To the editor

The European Union recently introduced legislation1 stipulating the mandatory labeling of food products with a GMO content greater than 1%. (The regulation(s) don't specify whether this is weight per weight or any other unit.) Thus far, most discussions concerning the methods used for sampling have focused on sampling requirements outside of the laboratory; for example, how to procure GMO seeds from a grain shipment? Scant attention has been paid to sampling problems that lie further down the analytical chain—that is, variability in the proportions of GMO to non-GMO DNA in replicate “homogenized” laboratory samples. We believe this has serious implications for the practicability of GMO detection in foods.

The first problem in any DNA sampling protocol is defining the limits of detection. The amount of unreplicated haploid genome (i.e., the 1C value) present in a sample is useful for relating genome copy number to the amount of sample taken. For example, up to 36,697 copies of the haploid Zea mays genome (which we will use here for all examples below) are present in a typical 100 ng DNA analytical sample, given the 1C value of 2.725 picograms3. It follows that a single copy of the haploid Z. mays genome in a 100 ng DNA sample is present at a level of 0.0027% (wt/wt). Levels of DNA below this threshold simply cannot be detected reliably in samples of this size.

A second problem is sampling error. This occurs in a perfectly homogeneous preparation, even if a large amount (say, 50 μg) of DNA is extracted from a laboratory sample and simple random sampling procedures4 are adopted. As the amount of DNA extracted from the sample becomes lower, sampling error becomes (proportionally) larger. Thus, replicate 100 ng DNA samples containing GMO material at a level of 0.1% (wt/wt) would produce GMO DNA estimates no better than 30% of the mean value, 95% of the time—a poor level of accuracy, even if we ignore other types of error inherent in a real analytical system.

To illustrate this, we use the cumulative distribution function for the binomial distribution5 to calculate the probable range of GMO genome copies that would be “sampled” in a single-step procedure—that is, from a (large) laboratory sample of “known” low content (0.1% GMO) into a series of 100 ng analytical samples. Although on average, the analytical samples should contain 36.7 GMO genome copies, in fact the number of GMO copies ranges from 25 to 48, with a 94.3% probability. Thus, the actual DNA content that would be observed in a single sample, with an 95% probability, would range from 0.068% to 0.131%; the probability of sampling exactly 36 GMO copies (i.e., 0.1% content) in a single analytical sample is only 0.066.

With lower levels of DNA, the problem is even more critical.
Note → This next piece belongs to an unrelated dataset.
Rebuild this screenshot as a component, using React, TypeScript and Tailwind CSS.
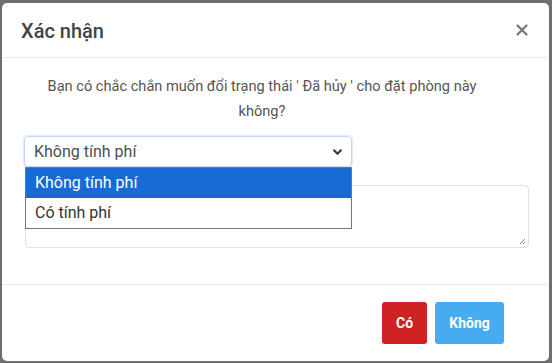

For a laboratory sample containing DNA at a level of 0.01%, the 100 ng analytical sample would vary between 0.0027% and 0.0191% nearly 95% of the time. These calculations obviously refer to a “best possible” result, as they assume a single sampling step and a perfect analytical system.

When undertaking a dilution series, the assumption of simple random sampling may no longer be valid, as the number of copies available becomes strictly finite. Indeed, the number of copies used to prepare subsequent dilutions heavily influences the sampling error associated with the series. Consequently, the preparation of any dilution series must be undertaken in such a way as to minimize this bias; ideally, dilutions should be made from the primary laboratory sample. Unfortunately, we note that some equipment manuals actually encourage the construction of the series without recognizing this problem.

The classical solution to the issue of sampling error is to undertake repetitions and/or use appropriately sized (i.e., larger) analytical samples. We recommend that in the construction of a dilution series—for example, for determination of “limit of detection” of a method, or for the generation of standard curves—the nominal number of GMO copies in the weakest dilution of analytical sample should be set to 20, thus providing good statistical probability that all repetitions contain relevant DNA (Table 1).

Table 1 Expected probability of GMO copies in a 1000 ng DNA sample of Zea maysa

However, we are aware of important studies that seem to draw conclusions without such safeguards, despite explicitly working with copy numbers. Several international standards for PCR analysis of GMO in foodstuffs, currently under development, draw attention to sample sizes in the procurement of material for the laboratory sample, but in general do not address the issues of sampling associated with the analytical sample. We believe there is insufficient acknowledgment that repeated analytical samples drawn from a “homogenized” laboratory sample would not have identical proportions of GMO/non-GMO copies.